◆ WORKING DATA ◆
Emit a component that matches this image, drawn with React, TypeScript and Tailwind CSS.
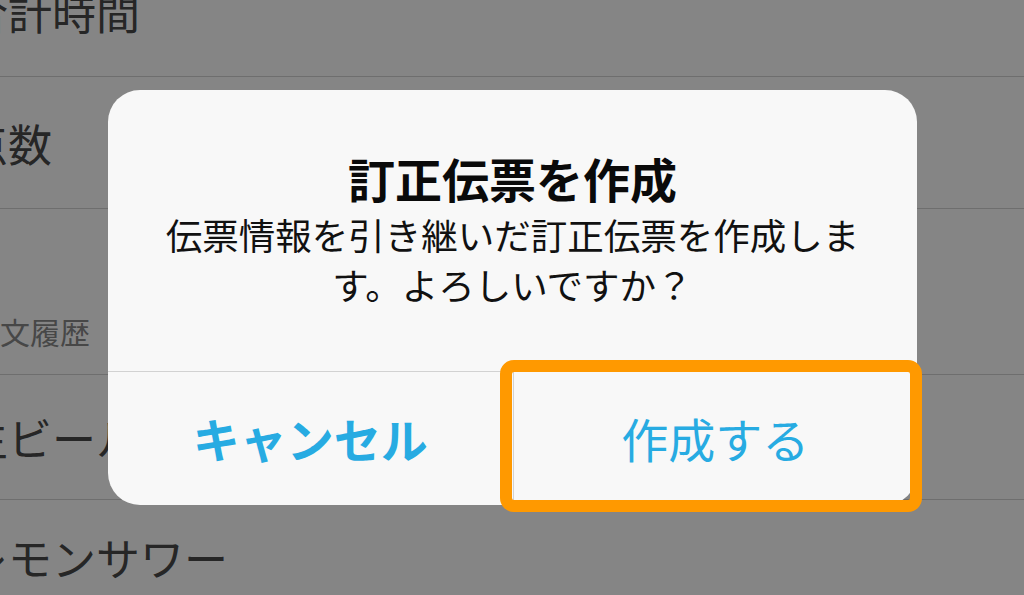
const FONT = "font-['Noto_Sans_CJK_JP','Noto_Sans',sans-serif]";

const ROWS = [
  { key: "time", label: "合計時間", className: "h-[132px] -mt-[55px]" },
  { key: "count", label: "点数", className: "h-[132px]" },
  { key: "beer", label: "生ビール", className: "h-[125px]" },
  { key: "sour", label: "レモンサワー", className: "h-[115px]" },
] as const;

function ListRow({ label, className }: { label: string; className: string }) {
  return (
    <div className={`flex items-center border-b border-[#6e6e6e] ${className}`}>
      <span className="-ml-[36px] whitespace-nowrap text-[44px] leading-[56px] text-[#262626]">{label}</span>
    </div>
  );
}

function ConfirmDialog() {
  return (
    <div className="absolute left-[108px] top-[90px] flex w-[809px] flex-col overflow-hidden rounded-[32px] bg-[#f8f8f8]">
      <div className="flex flex-col items-center px-[50px] pt-[60px] pb-[61px] text-center">
        <h2 className="text-[47px] font-bold leading-[56px] text-[#0a0a0a]">訂正伝票を作成</h2>
        <p className="mt-[4px] text-[36.5px] leading-[50px] text-[#111]">
          伝票情報を引き継いだ訂正伝票を作成します。よろしいですか？
        </p>
      </div>
      <div className="grid h-[134px] grid-cols-2 border-t border-[#d2d2d2]">
        <button className="flex items-center justify-center text-[47px] font-bold text-[#27abe2]">キャンセル</button>
        <button className="flex items-center justify-center border-l border-[#d2d2d2] text-[47px] text-[#27abe2]">
          作成する
        </button>
      </div>
    </div>
  );
}

export default function App() {
  const [first, second, ...rest] = ROWS;
  return (
    <div className={`relative h-[595px] w-[1024px] overflow-hidden bg-[#858585] ${FONT}`}>
      <ListRow label={first.label} className={first.className} />
      <ListRow label={second.label} className={second.className} />
      <div className="flex h-[166px] items-end border-b border-[#6e6e6e] pb-[23px]">
        <span className="-ml-[30px] whitespace-nowrap text-[30px] leading-[40px] text-[#474747]">注文履歴</span>
      </div>
      {rest.map((row) => (
        <ListRow key={row.key} label={row.label} className={row.className} />
      ))}

      <ConfirmDialog />

      {/* highlight frame round the confirm button */}
      <div className="pointer-events-none absolute left-[500px] top-[360px] h-[152px] w-[422px] rounded-[14px] border-[12px] border-[#ff9900]" />
    </div>
  );
}
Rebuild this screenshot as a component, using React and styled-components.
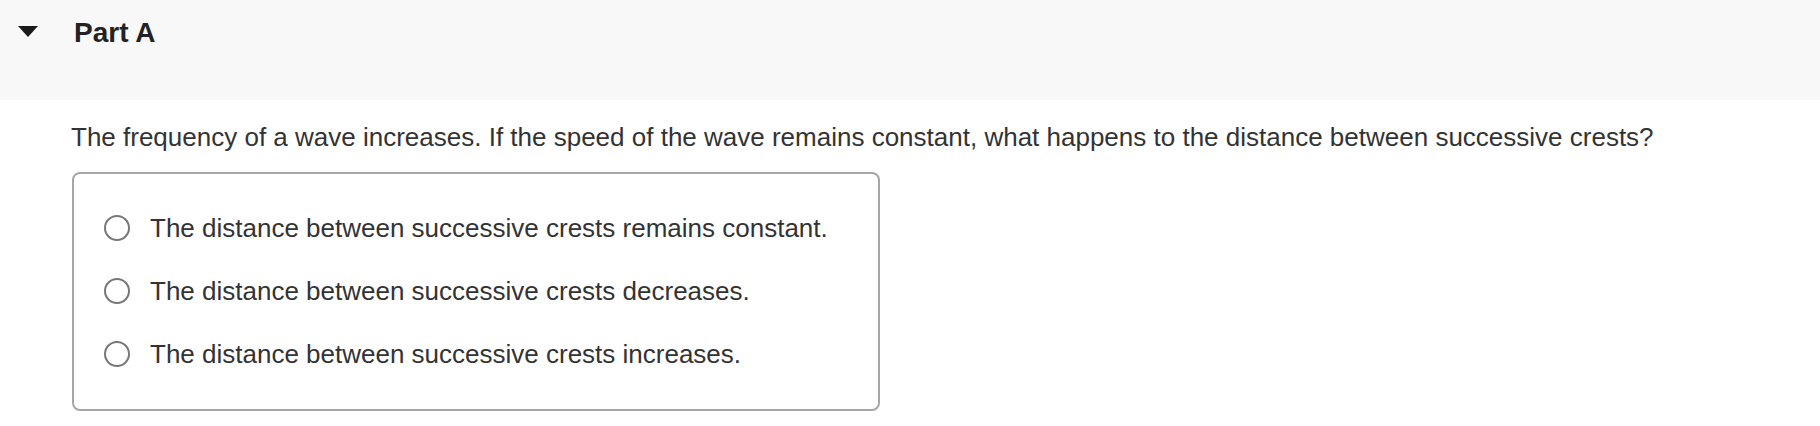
import React from "react";
import styled, { createGlobalStyle } from "styled-components";

const Global = createGlobalStyle`
  html, body { margin: 0; padding: 0; background: #ffffff; }
  body { font-family: "Liberation Sans", Arial, Helvetica, sans-serif; color: #333333; }
`;

const Header = styled.div`
  height: 100px;
  box-sizing: border-box;
  background: #f8f8f8;
  display: flex;
  align-items: flex-start;
  padding: 17px 0 0 18px;
`;

const Caret = styled.svg`
  width: 20px;
  height: 11px;
  margin-top: 9px;
  flex: none;
`;

const Title = styled.h2`
  margin: 0 0 0 36px;
  font-size: 28px;
  line-height: 32px;
  font-weight: 700;
  color: #222222;
`;

const Body = styled.div`
  padding: 22px 0 0 71px;
`;

const Question = styled.p`
  margin: 0 0 20px 0;
  font-size: 26px;
  line-height: 30px;
  color: #333333;
`;

const Choices = styled.div`
  width: 808px;
  box-sizing: border-box;
  border: 2px solid #a6a6a6;
  border-radius: 8px;
  padding: 22px 0 24px 30px;
  margin-left: 1px;
  display: flex;
  flex-direction: column;
`;

const Option = styled.label`
  height: 63px;
  display: flex;
  align-items: center;
  gap: 20px;
  font-size: 26px;
  line-height: 30px;
  color: #333333;
  cursor: pointer;
`;

const Radio = styled.span`
  width: 26px;
  height: 26px;
  box-sizing: border-box;
  border: 2px solid #777777;
  border-radius: 50%;
  background: #ffffff;
  flex: none;
`;

const options = [
  "The distance between successive crests remains constant.",
  "The distance between successive crests decreases.",
  "The distance between successive crests increases.",
];

export default function App() {
  return (
    <>
      <Global />
      <Header>
        <Caret viewBox="0 0 20 11">
          <polygon points="0,0 20,0 10,11" fill="#1a1a1a" />
        </Caret>
        <Title>Part A</Title>
      </Header>
      <Body>
        <Question>
          The frequency of a wave increases. If the speed of the wave remains
          constant, what happens to the distance between successive crests?
        </Question>
        <Choices>
          {options.map((o) => (
            <Option key={o}>
              <Radio />
              <span>{o}</span>
            </Option>
          ))}
        </Choices>
      </Body>
    </>
  );
}
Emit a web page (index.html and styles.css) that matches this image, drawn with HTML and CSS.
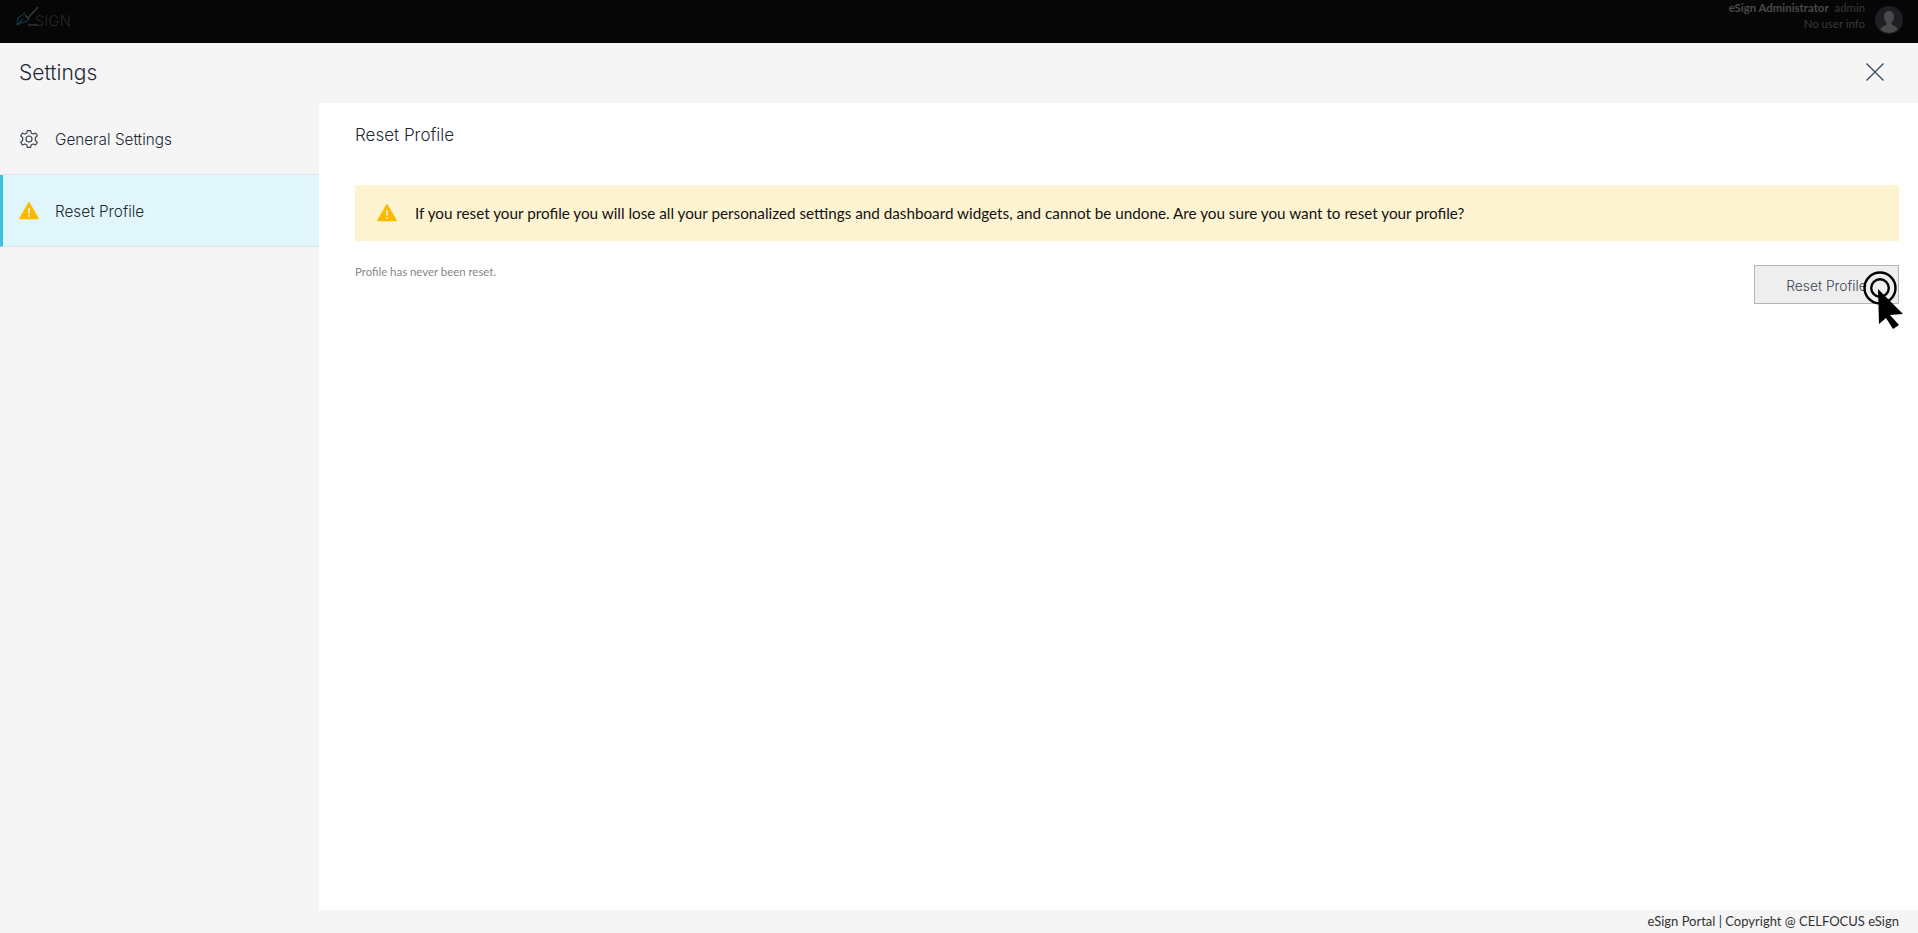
FILE: index.html
```html
<!DOCTYPE html>
<html lang="en">
<head>
    <meta charset="UTF-8">
    <title>Settings</title>
    <link rel="stylesheet" href="styles.css">
</head>
<body>
    <header class="topbar">
        <div class="logo">
            <svg class="logo-mark" width="24" height="22" viewBox="0 0 24 22" fill="none">
                <path d="M2 20 L3 13 L10 8 M2 20 L12 16 L14 13 M2 20 L8 14" stroke="#0f3a45" stroke-width="1.3"/>
                <path d="M10 10 L13 13 L23 2" stroke="#3a3a3a" stroke-width="1.3"/>
                <path d="M13 20 H22" stroke="#3a3a3a" stroke-width="1.3"/>
            </svg>
            <span class="logo-text">SIGN</span>
        </div>
        <div class="user">
            <div class="user-info">
                <div><b>eSign Administrator</b>&nbsp; admin</div>
                <div>No user info</div>
            </div>
            <div class="avatar">
                <svg width="28" height="28" viewBox="0 0 28 28">
                    <circle cx="14" cy="14" r="14" fill="#1e1f22"/>
                    <path d="M14 5 C10.5 5 9 7.5 9 10.5 C9 13.5 10.5 15.5 11.5 16.5 L11.5 18.5 C9.5 20 6 20 5.5 24 A14 14 0 0 0 22.5 24 C22 20 18.5 20 16.5 18.5 L16.5 16.5 C17.5 15.5 19 13.5 19 10.5 C19 7.5 17.5 5 14 5 Z" fill="#4a4a4c"/>
                </svg>
            </div>
        </div>
    </header>

    <div class="settings-head">
        <h1>Settings</h1>
        <svg class="close" width="18" height="18" viewBox="0 0 18 18" fill="none">
            <path d="M0.5 0.5 L17.5 17.5 M17.5 0.5 L0.5 17.5" stroke="#33475b" stroke-width="1.2"/>
        </svg>
    </div>

    <div class="main">
        <nav class="sidebar">
            <a class="nav-item">
                <svg class="nav-icon" width="20" height="20" viewBox="0 0 24 24" fill="none" stroke="#3a4450" stroke-width="1.4" stroke-linejoin="round">
                    <circle cx="12" cy="12" r="3.6"/>
                    <path d="M10 2 H14 L14.7 5 L17.1 6.1 L19.9 4.8 L22 8.2 L19.6 10.2 V13.8 L22 15.8 L19.9 19.2 L17.1 17.9 L14.7 19 L14 22 H10 L9.3 19 L6.9 17.9 L4.1 19.2 L2 15.8 L4.4 13.8 V10.2 L2 8.2 L4.1 4.8 L6.9 6.1 L9.3 5 Z"/>
                </svg>
                <span class="nav-label">General Settings</span>
            </a>
            <a class="nav-item active">
                <svg class="nav-icon" width="20" height="18" viewBox="0 0 20 18">
                    <path d="M10 1 L19 16.5 H1 Z" fill="#fdb900" stroke="#fdb900" stroke-width="1.5" stroke-linejoin="round"/>
                    <path d="M10 6 V11.5 M10 13 V14.8" stroke="#fff" stroke-width="1.5"/>
                </svg>
                <span class="nav-label">Reset Profile</span>
            </a>
        </nav>

        <section class="content">
            <h2>Reset Profile</h2>
            <div class="warning">
                <svg width="20" height="18" viewBox="0 0 20 18">
                    <path d="M10 1 L19 16.5 H1 Z" fill="#fdb900" stroke="#fdb900" stroke-width="1.5" stroke-linejoin="round"/>
                    <path d="M10 6 V11.5 M10 13 V14.8" stroke="#fff" stroke-width="1.5"/>
                </svg>
                <span>If you reset your profile you will lose all your personalized settings and dashboard widgets, and cannot be undone. Are you sure you want to reset your profile?</span>
            </div>
            <div class="actions">
                <p class="note">Profile has never been reset.</p>
                <div class="button-wrap">
                    <button class="reset-btn">Reset Profile</button>
                    <svg class="pointer" width="46" height="62" viewBox="0 0 46 62" fill="none">
                        <circle cx="20" cy="18" r="15.5" stroke="#000" stroke-width="2.4"/>
                        <circle cx="20" cy="18" r="8.8" stroke="#000" stroke-width="2.4"/>
                        <path d="M18 19 L43 44 L30 45 L39 55 L33 59 L26 48 L19 54 Z" fill="#000"/>
                    </svg>
                </div>
            </div>
        </section>
    </div>

    <footer class="footer">eSign Portal | Copyright @ CELFOCUS eSign</footer>
</body>
</html>
```

FILE: styles.css
```css
html, body {
    height: 100%;
}
body {
    margin: 0;
    display: flex;
    flex-direction: column;
    height: 933px;
    overflow: hidden;
    background-color: #f5f5f5;
    font-family: "Lato", "Noto Sans", sans-serif;
    color: #1f2a36;
}
.topbar {
    height: 43px;
    flex: none;
    background: #060606;
    display: flex;
    justify-content: space-between;
    padding: 0 15px;
}
.logo {
    display: flex;
    align-items: flex-end;
    height: 27px;
    margin-top: 5px;
}
.logo-mark {
    align-self: flex-start;
}
.logo-text {
    font-family: "Inter", sans-serif;
    font-weight: 200;
    font-size: 14.5px;
    line-height: 18px;
    letter-spacing: 0.4px;
    color: #3d3d3d;
    margin-left: -4px;
    margin-bottom: 2px;
}
.user {
    display: flex;
    align-items: flex-start;
    gap: 10px;
}
.user-info {
    text-align: right;
    font-size: 11.4px;
    line-height: 16px;
    color: #3a3a3a;
}
.user-info b {
    font-weight: 700;
    color: #4a4a4a;
}
.avatar {
    height: 28px;
    margin-top: 6px;
}
.settings-head {
    height: 60px;
    flex: none;
    display: flex;
    justify-content: space-between;
    align-items: center;
    padding: 0 34px 2px 19px;
    box-sizing: border-box;
}
.settings-head h1 {
    margin: 0;
    font-family: "Inter", sans-serif;
    font-weight: 300;
    font-size: 21px;
}
.main {
    flex: 1;
    display: flex;
    min-height: 0;
}
.sidebar {
    width: 319px;
    flex: none;
}
.nav-item {
    height: 71px;
    display: flex;
    align-items: center;
    gap: 16px;
    padding-left: 19px;
    font-family: "Inter", sans-serif;
    font-weight: 300;
    font-size: 15.3px;
    border-bottom: 1px solid #e0e2e5;
}
.nav-label {
    padding-top: 2px;
}
.nav-item.active {
    background: #e0f6fa;
    border-left: 3px solid #3fc1d9;
    padding-left: 16px;
}
.nav-icon {
    flex: none;
}
.content {
    flex: 1;
    background: #fff;
    padding: 0 19px 0 36px;
}
.content h2 {
    margin: 21px 0 0;
    font-family: "Inter", sans-serif;
    font-weight: 300;
    font-size: 17px;
    line-height: 22px;
}
.warning {
    margin-top: 39px;
    height: 56px;
    background: #fef3d1;
    display: flex;
    align-items: center;
    gap: 18px;
    padding-left: 22px;
    font-size: 15.25px;
    color: #111;
}
.actions {
    display: flex;
    justify-content: space-between;
    margin-top: 24px;
}
.note {
    margin: -1px 0 0;
    font-size: 11.4px;
    line-height: 16px;
    color: #84878a;
}
.button-wrap {
    position: relative;
}
.reset-btn {
    display: block;
    width: 145px;
    height: 39px;
    padding: 2px 0 0;
    background: #eeeeee;
    border: 1px solid #b4b4b4;
    font-family: "Inter", sans-serif;
    font-weight: 300;
    font-size: 13.8px;
    color: #3a4450;
}
.pointer {
    position: absolute;
    left: 106px;
    top: 5px;
}
.footer {
    height: 23px;
    flex: none;
    text-align: right;
    padding-right: 19px;
    font-size: 13px;
    line-height: 23px;
    color: #333;
}
```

◆ WHAT NEEDS TO BE DONE ◆
Only lines holding the string "styles" are wanted; gather each one from the entries above.

◆ RESULT ◆
Emit a web page (index.html and styles.css) that matches this image, drawn with HTML and CSS.
    <link rel="stylesheet" href="styles.css">
FILE: styles.css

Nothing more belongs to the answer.